Run only when auto_fix is enabled (it is off by default — see Parameters). When enabled, the gate chain is the authority to ship, per the DVRR operating model (.opencode/rules/operating-model.md): follow the full pre-commit workflow in .opencode/rules/commit-workflow.md (classify → validate → changelog → adversarial review with a PASS verdict → re-verify after any fix), then commit and push to master autonomously — no separate human approval step.

Fail-closed: if any gate fails (tests red, review BLOCK, review subagent unavailable), do NOT commit — report the failure and continue monitoring. A user can interject at any time to halt or amend. Report the fix you applied:

Applied fix for build #{number}:
{git diff --stat output}

Commit workflow:

a. Classify changed files:

git diff --name-only

b. Stage by explicit path (NEVER git add .):

git add path/to/file1.java path/to/file2.java

c. Commit with descriptive message:

git commit -m "Fix {description of what was fixed}

{Brief explanation of root cause and fix}"

d. Pull and push:

git pull --rebase
git push

e. Verify new build triggered:

TOKEN=$(bk auth token)
curl -sH "Authorization: Bearer $TOKEN" \
  "https://api.buildkite.com/v2/organizations/mockserver/pipelines/mockserver/builds?per_page=1&branch=master" \
  | python3 -c "import json,sys; b=json.load(sys.stdin)[0]; print(f'#{b[\"number\"]} {b[\"state\"]} {b[\"commit\"][:10]}')"

7. Wait for Next Check

sleep {interval_seconds}

Status Report

After each check, print a concise status report:

=== Build Monitor Check {N}/{total} — {timestamp} ===
Build #{number}: {state} ({branch})
  {jobs summary}
Action: {none|investigating|fixing|pushed fix|waiting for result}
Next check: {timestamp}

End of Monitoring

After all checks complete, print a final summary:

=== Build Monitor Summary ===
Duration: {start} to {end}
Checks performed: {N}
Builds observed: {list of build numbers and states}
Failures investigated: {count}
Fixes pushed: {count}
Current pipeline status: {passing|failing|running}

Failure Patterns Reference

Error Pattern	Category	Typical Fix
`COMPILATION ERROR`	Build error	Fix Java source code
`Tests run:.*Failures:`	Test failure	Fix test or production code
`invalid target release`	JDK mismatch	Update Docker image or compiler config
`class file has wrong version`	JDK mismatch	Update Docker image
`OutOfMemoryError`	Resource	Increase JVM heap in build script
`exit_status: -1` + agent `lost`	Infrastructure	Rebuild (spot termination)
`Timeout`	Hanging test	Add test timeouts or fix deadlock
`Connection refused`	Port conflict	Fix parallel test isolation

Important Rules

Only fix failures on the monitored branch (default: master).
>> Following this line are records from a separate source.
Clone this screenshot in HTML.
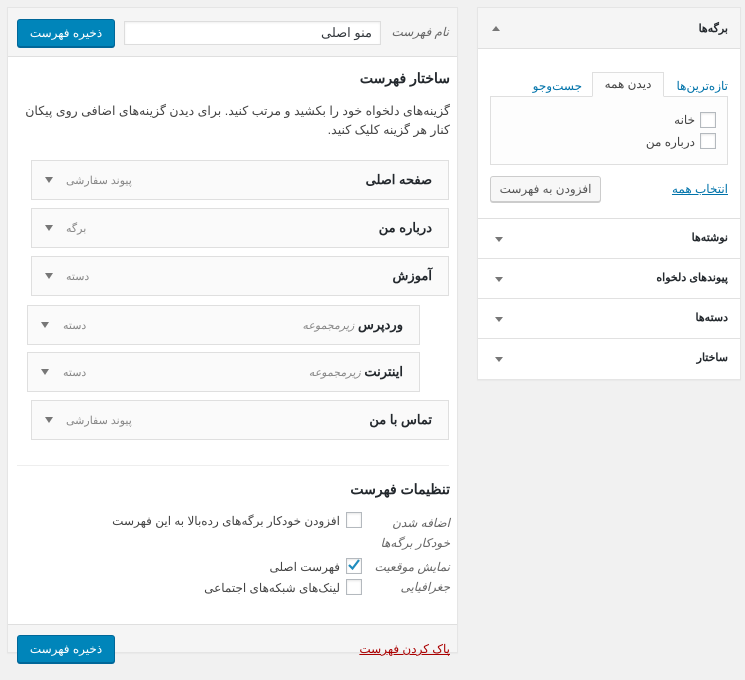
<!DOCTYPE html>
<html dir="rtl"><head><meta charset="utf-8"><style>
*{box-sizing:border-box;margin:0;padding:0}
body{width:745px;height:680px;background:#f1f1f1;font-family:"Liberation Sans","Noto Sans CJK SC",sans-serif;font-size:12px;color:#444;position:relative;overflow:hidden}
.a{position:absolute}
.panel{background:#fff;border:1px solid #e5e5e5;box-shadow:0 1px 1px rgba(0,0,0,.04)}
.btn{background:#0085ba;border:1px solid #006799;border-radius:3px;color:#fff;font-size:12px;text-align:center;line-height:26px;box-shadow:0 1px 0 #006799}
.item{background:#fafafa;border:1px solid #dfdfdf;height:40px}
.item .t{position:absolute;right:16px;top:11px;font-weight:bold;font-size:13px;color:#23282d}
.item .s{position:absolute;top:13px;font-size:11px;color:#888}
.item .st{position:absolute;left:13px;top:16px;width:0;height:0;border-left:4px solid transparent;border-right:4px solid transparent;border-top:6px solid #777}
.cb{position:absolute;width:16px;height:16px;border:1px solid #b4b9be;background:#fff;box-shadow:inset 0 1px 2px rgba(0,0,0,.1)}
.row{position:absolute;left:0;right:0;height:40px;border-top:1px solid #e1e1e1}
.row .t{position:absolute;right:12px;top:12px;font-weight:bold;font-size:11px;color:#23282d}
.row .st{position:absolute;left:17px;top:18px;width:0;height:0;border-left:4px solid transparent;border-right:4px solid transparent;border-top:5px solid #777}
.r{position:absolute;text-align:right;white-space:nowrap}
</style></head><body>

<div class="a panel" style="left:7px;top:7px;width:451px;height:646px">
  <div class="a" style="left:0;top:0;right:0;height:49px;background:#f5f5f5;border-bottom:1px solid #dfdfdf"></div>
  <div class="a" style="left:0;bottom:0;right:0;height:28px;background:#f5f5f5;border-top:1px solid #dfdfdf"></div>
</div>
<div class="a btn" style="left:17px;top:19px;width:98px;height:28px">ذخیره فهرست</div>
<div class="a" style="left:124px;top:21px;width:257px;height:24px;border:1px solid #ddd;background:#fff;box-shadow:inset 0 1px 2px rgba(0,0,0,.07);font-size:13px;color:#32373c;padding:3px 8px;text-align:right">منو اصلی</div>
<div class="r" style="right:296px;top:25px;font-style:italic;color:#666">نام فهرست</div>

<div class="r" style="right:295px;top:70px;font-size:14px;font-weight:bold;color:#23282d">ساختار فهرست</div>
<div class="a" style="left:10px;right:295px;top:102px;text-align:right;font-size:12.5px;line-height:19px;color:#444">گزینه‌های دلخواه خود را بکشید و مرتب کنید. برای دیدن گزینه‌های اضافی روی پیکان کنار هر گزینه کلیک کنید.</div>

<div class="a item" style="left:31px;top:160px;width:418px"><span class="t">صفحه اصلی</span><span class="s" style="left:34px">پیوند سفارشی</span><span class="st"></span></div>
<div class="a item" style="left:31px;top:208px;width:418px"><span class="t">درباره من</span><span class="s" style="left:34px">برگه</span><span class="st"></span></div>
<div class="a item" style="left:31px;top:256px;width:418px"><span class="t">آموزش</span><span class="s" style="left:34px">دسته</span><span class="st"></span></div>
<div class="a item" style="left:27px;top:305px;width:393px"><span class="t">وردپرس <span style="font-weight:normal;font-size:11px;color:#888;font-style:italic">زیرمجموعه</span></span><span class="s" style="left:35px">دسته</span><span class="st"></span></div>
<div class="a item" style="left:27px;top:352px;width:393px"><span class="t">اینترنت <span style="font-weight:normal;font-size:11px;color:#888;font-style:italic">زیرمجموعه</span></span><span class="s" style="left:35px">دسته</span><span class="st"></span></div>
<div class="a item" style="left:31px;top:400px;width:418px"><span class="t">تماس با من</span><span class="s" style="left:34px">پیوند سفارشی</span><span class="st"></span></div>

<div class="a" style="left:17px;top:465px;width:432px;border-top:1px solid #eee"></div>
<div class="r" style="right:295px;top:481px;font-size:14px;font-weight:bold;color:#23282d">تنظیمات فهرست</div>
<div class="a" style="left:368px;top:513px;width:82px;text-align:right;font-style:italic;color:#666;line-height:20px">اضافه شدن خودکار برگه‌ها</div>
<div class="cb" style="left:346px;top:512px"></div>
<div class="r" style="right:405px;top:514px;font-size:12px">افزودن خودکار برگه‌های رده‌بالا به این فهرست</div>
<div class="a" style="left:368px;top:557px;width:82px;text-align:right;font-style:italic;color:#666;line-height:20px">نمایش موقعیت جغرافیایی</div>
<div class="cb" style="left:346px;top:558px"><svg width="16" height="16" style="position:absolute;left:-1px;top:-2px"><path d="M3 8l3.5 3.5L13 3" stroke="#1e8cbe" stroke-width="2.2" fill="none"/></svg></div>
<div class="r" style="right:405px;top:560px;font-size:12px">فهرست اصلی</div>
<div class="cb" style="left:346px;top:579px"></div>
<div class="r" style="right:405px;top:581px;font-size:12px">لینک‌های شبکه‌های اجتماعی</div>

<div class="a btn" style="left:17px;top:635px;width:98px;height:28px">ذخیره فهرست</div>
<div class="r" style="right:295px;top:642px;color:#a00;text-decoration:underline">پاک کردن فهرست</div>

<div class="a panel" style="left:477px;top:7px;width:264px;height:373px">
  <div class="a" style="left:0;top:0;right:0;height:41px;background:#f5f5f5;border-bottom:1px solid #dfdfdf"></div>
  <div class="a" style="right:12px;top:14px;font-weight:bold;font-size:11px;color:#23282d">برگه‌ها</div>
  <div class="a" style="left:14px;top:18px;width:0;height:0;border-left:4px solid transparent;border-right:4px solid transparent;border-bottom:5px solid #777"></div>
  <div class="a" style="right:12px;top:71px;color:#0073aa">تازه‌ترین‌ها</div>
  <div class="a" style="right:76px;top:64px;width:72px;height:25px;border:1px solid #dfdfdf;border-bottom:1px solid #fdfdfd;background:#fdfdfd;text-align:center;line-height:22px;color:#444;z-index:2">دیدن همه</div>
  <div class="a" style="right:158px;top:71px;color:#0073aa">جست‌وجو</div>
  <div class="a" style="left:12px;top:88px;width:238px;height:69px;border:1px solid #dfdfdf;background:#fdfdfd"></div>
  <div class="cb" style="left:222px;top:104px"></div>
  <div class="a" style="right:45px;top:105px">خانه</div>
  <div class="cb" style="left:222px;top:125px"></div>
  <div class="a" style="right:45px;top:127px">درباره من</div>
  <div class="a" style="right:12px;top:174px;color:#0073aa;text-decoration:underline">انتخاب همه</div>
  <div class="a" style="left:12px;top:168px;width:111px;height:26px;border:1px solid #ccc;border-radius:3px;background:#f7f7f7;box-shadow:0 1px 0 #ccc;text-align:center;line-height:24px;color:#555">افزودن به فهرست</div>
  <div class="row" style="top:210px;border-top:1px solid #dfdfdf"><span class="t">نوشته‌ها</span><span class="st"></span></div>
  <div class="row" style="top:250px"><span class="t">پیوندهای دلخواه</span><span class="st"></span></div>
  <div class="row" style="top:290px"><span class="t">دسته‌ها</span><span class="st"></span></div>
  <div class="row" style="top:330px"><span class="t">ساختار</span><span class="st"></span></div>
</div>
</body></html>
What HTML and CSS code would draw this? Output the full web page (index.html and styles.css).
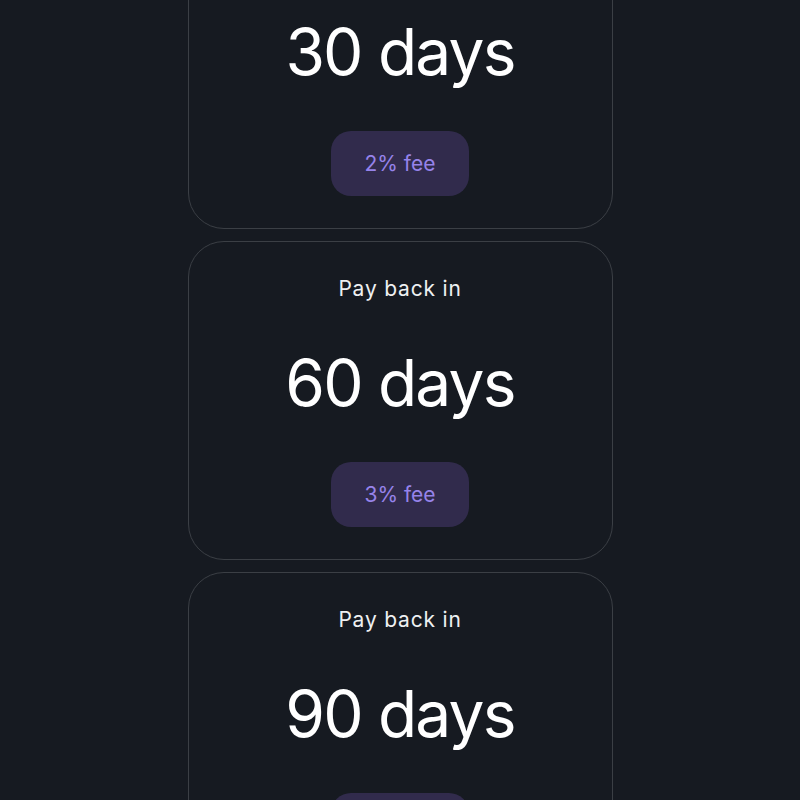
FILE: index.html
```html
<!DOCTYPE html>
<html>
<head>
<meta charset="utf-8">
<link rel="stylesheet" href="styles.css">
</head>
<body>
<div class="list">
  <div class="card">
    <div class="label">Pay back in</div>
    <div class="days">30 days</div>
    <div class="fee">2% fee</div>
  </div>
  <div class="card">
    <div class="label">Pay back in</div>
    <div class="days">60 days</div>
    <div class="fee">3% fee</div>
  </div>
  <div class="card">
    <div class="label">Pay back in</div>
    <div class="days">90 days</div>
    <div class="fee">4% fee</div>
  </div>
</div>
</body>
</html>
```

FILE: styles.css
```css
html, body {
  margin: 0;
  padding: 0;
  background: #161a21;
  height: 100%;
  overflow: hidden;
}
body {
  font-family: "Inter", "DejaVu Sans", sans-serif;
  color: #ffffff;
}
.list {
  display: flex;
  flex-direction: column;
  align-items: center;
  gap: 12px;
  margin-top: -90px;
}
.card {
  box-sizing: border-box;
  width: 425px;
  height: 319px;
  border: 1px solid #3b3f45;
  border-radius: 36px;
  padding: 32px 0 31px;
  display: flex;
  flex-direction: column;
  align-items: center;
}
.label {
  font-size: 21px;
  line-height: 30px;
  color: #eef0f2;
  letter-spacing: 0.8px;
}
.days {
  margin-top: 39px;
  font-size: 64px;
  line-height: 80px;
  letter-spacing: -1.8px;
  font-weight: 400;
}
.fee {
  margin-top: 39px;
  box-sizing: border-box;
  width: 138px;
  height: 65px;
  border-radius: 20px;
  background: #312b4c;
  color: #9683ea;
  font-size: 21px;
  display: flex;
  align-items: center;
  justify-content: center;
}
```
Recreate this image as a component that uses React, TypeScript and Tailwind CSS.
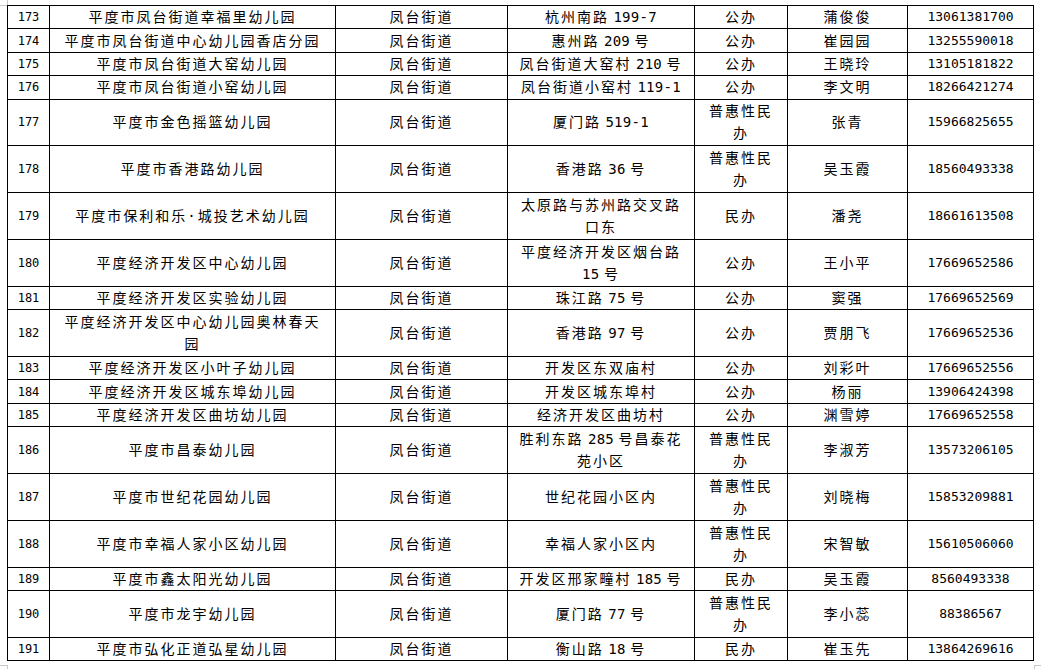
import React from 'react';

type Row = {
  no: string;
  name: string[];
  street: string;
  addr: string[];
  kind: string[];
  head: string;
  phone: string;
  tall?: boolean;
};

const rows: Row[] = [
  { no: '173', name: ['平度市凤台街道幸福里幼儿园'], street: '凤台街道', addr: ['杭州南路 199-7'], kind: ['公办'], head: '蒲俊俊', phone: '13061381700' },
  { no: '174', name: ['平度市凤台街道中心幼儿园香店分园'], street: '凤台街道', addr: ['惠州路 209 号'], kind: ['公办'], head: '崔园园', phone: '13255590018' },
  { no: '175', name: ['平度市凤台街道大窑幼儿园'], street: '凤台街道', addr: ['凤台街道大窑村 210 号'], kind: ['公办'], head: '王晓玲', phone: '13105181822' },
  { no: '176', name: ['平度市凤台街道小窑幼儿园'], street: '凤台街道', addr: ['凤台街道小窑村 119-1'], kind: ['公办'], head: '李文明', phone: '18266421274' },
  { no: '177', name: ['平度市金色摇篮幼儿园'], street: '凤台街道', addr: ['厦门路 519-1'], kind: ['普惠性民', '办'], head: '张青', phone: '15966825655', tall: true },
  { no: '178', name: ['平度市香港路幼儿园'], street: '凤台街道', addr: ['香港路 36 号'], kind: ['普惠性民', '办'], head: '吴玉霞', phone: '18560493338', tall: true },
  { no: '179', name: ['平度市保利和乐·城投艺术幼儿园'], street: '凤台街道', addr: ['太原路与苏州路交叉路', '口东'], kind: ['民办'], head: '潘尧', phone: '18661613508', tall: true },
  { no: '180', name: ['平度经济开发区中心幼儿园'], street: '凤台街道', addr: ['平度经济开发区烟台路', '15 号'], kind: ['公办'], head: '王小平', phone: '17669652586', tall: true },
  { no: '181', name: ['平度经济开发区实验幼儿园'], street: '凤台街道', addr: ['珠江路 75 号'], kind: ['公办'], head: '窦强', phone: '17669652569' },
  { no: '182', name: ['平度经济开发区中心幼儿园奥林春天', '园'], street: '凤台街道', addr: ['香港路 97 号'], kind: ['公办'], head: '贾朋飞', phone: '17669652536', tall: true },
  { no: '183', name: ['平度经济开发区小叶子幼儿园'], street: '凤台街道', addr: ['开发区东双庙村'], kind: ['公办'], head: '刘彩叶', phone: '17669652556' },
  { no: '184', name: ['平度经济开发区城东埠幼儿园'], street: '凤台街道', addr: ['开发区城东埠村'], kind: ['公办'], head: '杨丽', phone: '13906424398' },
  { no: '185', name: ['平度经济开发区曲坊幼儿园'], street: '凤台街道', addr: ['经济开发区曲坊村'], kind: ['公办'], head: '渊雪婷', phone: '17669652558' },
  { no: '186', name: ['平度市昌泰幼儿园'], street: '凤台街道', addr: ['胜利东路 285 号昌泰花', '苑小区'], kind: ['普惠性民', '办'], head: '李淑芳', phone: '13573206105', tall: true },
  { no: '187', name: ['平度市世纪花园幼儿园'], street: '凤台街道', addr: ['世纪花园小区内'], kind: ['普惠性民', '办'], head: '刘晓梅', phone: '15853209881', tall: true },
  { no: '188', name: ['平度市幸福人家小区幼儿园'], street: '凤台街道', addr: ['幸福人家小区内'], kind: ['普惠性民', '办'], head: '宋智敏', phone: '15610506060', tall: true },
  { no: '189', name: ['平度市鑫太阳光幼儿园'], street: '凤台街道', addr: ['开发区邢家疃村 185 号'], kind: ['民办'], head: '吴玉霞', phone: '8560493338' },
  { no: '190', name: ['平度市龙宇幼儿园'], street: '凤台街道', addr: ['厦门路 77 号'], kind: ['普惠性民', '办'], head: '李小蕊', phone: '88386567', tall: true },
  { no: '191', name: ['平度市弘化正道弘星幼儿园'], street: '凤台街道', addr: ['衡山路 18 号'], kind: ['民办'], head: '崔玉先', phone: '13864269616' },
];

// hanzi get the wide grid spacing, digits stay tight, spaces are narrow
function Runs({ text }: { text: string }) {
  const parts = text.match(/[\u4e00-\u9fff·]+|\s+|[^\u4e00-\u9fff·\s]+/g) || [];
  return (
    <>
      {parts.map((p, i) => {
        if (/[\u4e00-\u9fff·]/.test(p)) return <span key={i} className="tracking-[2px]">{p}</span>;
        if (/^\s+$/.test(p)) return <span key={i} className="tracking-[-4px]">{p}</span>;
        return <span key={i} className="tracking-[0.3px]">{p}</span>;
      })}
    </>
  );
}

function Lines({ lines }: { lines: string[] }) {
  return (
    <>
      {lines.map((l, i) => (
        <div key={i} className="whitespace-nowrap"><Runs text={l} /></div>
      ))}
    </>
  );
}

const cell = 'border border-black p-0 text-center align-middle leading-[22px]';
const cjk = "font-['DejaVu_Sans_Mono','Noto_Sans_CJK_SC',sans-serif] text-[14px]";

export default function App() {
  return (
    <div className="relative w-[1041px] h-[669px] bg-white overflow-hidden text-black">
      {/* page corner marks */}
      <div className="absolute left-[7px] top-0 w-px h-[5px] bg-[#c8c8c8]" />
      <div className="absolute left-0 top-[5px] w-[7px] h-px bg-[#c8c8c8]" />
      <div className="absolute left-0 top-[665px] w-[7px] h-px bg-[#c8c8c8]" />
      <div className="absolute left-[7px] top-[665px] w-px h-[4px] bg-[#c8c8c8]" />
      <div className="absolute left-[1034px] top-[665px] w-[7px] h-px bg-[#c8c8c8]" />
      <div className="absolute left-[1034px] top-[665px] w-px h-[4px] bg-[#c8c8c8]" />

      <div className="pt-[5px] pl-[7px]">
        <table className="table-fixed border-collapse w-[1027px]">
          <colgroup>
            <col className="w-[42px]" />
            <col className="w-[286px]" />
            <col className="w-[172px]" />
            <col className="w-[187px]" />
            <col className="w-[93px]" />
            <col className="w-[120px]" />
            <col className="w-[126px]" />
          </colgroup>
          <tbody>
            {rows.map((r) => (
              <tr key={r.no} className={r.tall ? 'h-[46.8px]' : 'h-[23.4px]'}>
                <td className={`${cell} font-['DejaVu_Sans_Mono',monospace] text-[12px]`}>{r.no}</td>
                <td className={`${cell} ${cjk}`}><Lines lines={r.name} /></td>
                <td className={`${cell} ${cjk}`}><Lines lines={[r.street]} /></td>
                <td className={`${cell} ${cjk}`}><Lines lines={r.addr} /></td>
                <td className={`${cell} ${cjk}`}><Lines lines={r.kind} /></td>
                <td className={`${cell} ${cjk}`}><Lines lines={[r.head]} /></td>
                <td className={`${cell} font-['DejaVu_Sans_Mono',monospace] text-[13px]`}>{r.phone}</td>
              </tr>
            ))}
          </tbody>
        </table>
      </div>
    </div>
  );
}
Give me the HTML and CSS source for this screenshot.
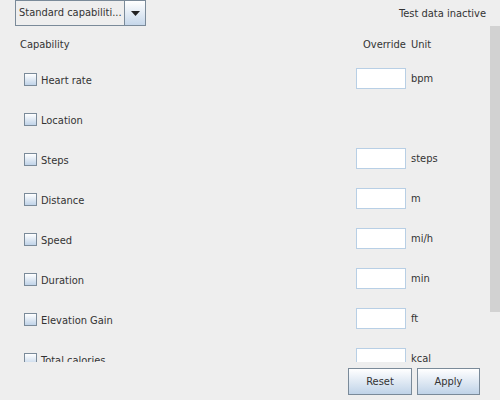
FILE: index.html
```html
<!DOCTYPE html>
<html>
<head>
<meta charset="utf-8">
<link rel="stylesheet" href="styles.css">
</head>
<body>
<div class="top">
  <div class="combo">
    <span class="combo-text">Standard capabiliti...</span>
    <span class="combo-btn"><svg width="9" height="5" viewBox="0 0 9 5"><path d="M0 0H9L4.5 5Z" fill="#222"/></svg></span>
  </div>
  <span class="status">Test data inactive</span>
</div>
<div class="scroll">
  <div class="content">
    <div class="head">
      <span class="h-cap">Capability</span>
      <span class="h-ovr">Override</span>
      <span class="h-unit">Unit</span>
    </div>
    <div class="row"><span class="cb"></span><span class="name">Heart rate</span><span class="field"></span><span class="unit">bpm</span></div>
    <div class="row"><span class="cb"></span><span class="name">Location</span></div>
    <div class="row"><span class="cb"></span><span class="name">Steps</span><span class="field"></span><span class="unit">steps</span></div>
    <div class="row"><span class="cb"></span><span class="name">Distance</span><span class="field"></span><span class="unit">m</span></div>
    <div class="row"><span class="cb"></span><span class="name">Speed</span><span class="field"></span><span class="unit">mi/h</span></div>
    <div class="row"><span class="cb"></span><span class="name">Duration</span><span class="field"></span><span class="unit">min</span></div>
    <div class="row"><span class="cb"></span><span class="name">Elevation Gain</span><span class="field"></span><span class="unit">ft</span></div>
    <div class="row"><span class="cb"></span><span class="name">Total calories</span><span class="field"></span><span class="unit">kcal</span></div>
  </div>
  <div class="sbar"><div class="thumb"></div></div>
</div>
<div class="bottom">
  <button class="btn">Reset</button>
  <button class="btn apply">Apply</button>
</div>
</body>
</html>
```

FILE: styles.css
```css
html, body {
  margin: 0;
  padding: 0;
  width: 500px;
  height: 400px;
  background: #eeeeee;
  font-family: "DejaVu Sans Condensed", "DejaVu Sans", sans-serif;
  font-size: 11px;
  color: #333333;
  overflow: hidden;
}
.top {
  height: 26px;
  display: flex;
  align-items: flex-start;
  justify-content: space-between;
  padding: 0 14px 0 15px;
}
.combo {
  width: 129px;
  height: 24px;
  border: 1px solid #7a8a99;
  display: flex;
  background: #eeeeee;
}
.combo-text {
  flex: 1;
  line-height: 24px;
  padding-left: 3px;
  white-space: nowrap;
  overflow: hidden;
}
.combo-btn {
  width: 20px;
  border-left: 1px solid #7a8a99;
  background: linear-gradient(#ffffff, #c6d7ea);
  display: flex;
  align-items: center;
  justify-content: center;
}
.status {
  line-height: 28px;
}
.scroll {
  height: 336px;
  display: flex;
  overflow: hidden;
}
.content {
  flex: 1;
  display: flex;
  flex-direction: column;
}
.head {
  height: 36px;
  flex: none;
  display: flex;
  align-items: center;
}
.h-cap { margin-left: 20px; width: 343px; }
.h-ovr { width: 48px; }
.row {
  height: 40px;
  flex: none;
  display: flex;
  align-items: center;
  margin-top: -2px;
  margin-bottom: 2px;
}
.cb {
  width: 11px;
  height: 11px;
  margin-left: 24px;
  border: 1px solid #7a8a99;
  background: linear-gradient(#ffffff, #c0d3e8);
  margin-top: -1px;
}
.name {
  margin-left: 4px;
  width: 315px;
}
.field {
  width: 48px;
  height: 19px;
  border: 1px solid #b8cfe5;
  background: #ffffff;
  margin-top: -3px;
}
.unit {
  margin-left: 5px;
  margin-top: -3px;
}
.sbar {
  width: 10px;
  display: flex;
  flex-direction: column;
}
.thumb {
  height: 286px;
  background: #d2d2d2;
}
.bottom {
  display: flex;
  justify-content: flex-end;
  gap: 5px;
  padding: 6px 20px 0 0;
}
.btn {
  font-family: "DejaVu Sans Condensed", "DejaVu Sans", sans-serif;
  font-size: 11px;
  color: #333333;
  width: 64px;
  height: 27px;
  border: 1px solid #7a8a99;
  background: linear-gradient(#ffffff, #c0d3e8);
  padding: 0;
  margin: 0;
}
.apply { width: 63px; }
```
Ignore dependabot PR branches unless explicitly asked.
Never amend commits that have been pushed.
Stage files by explicit path — never git add . or git add -A.
Pull before push — git pull --rebase to handle concurrent changes.
Check git status before committing — if unexpected changes appear, stop and ask the user.
Track investigated builds — don't re-investigate the same failure.
Infrastructure failures don't need code fixes — just rebuild or wait.
Rate limit rebuilds — don't trigger more than one rebuild per check interval.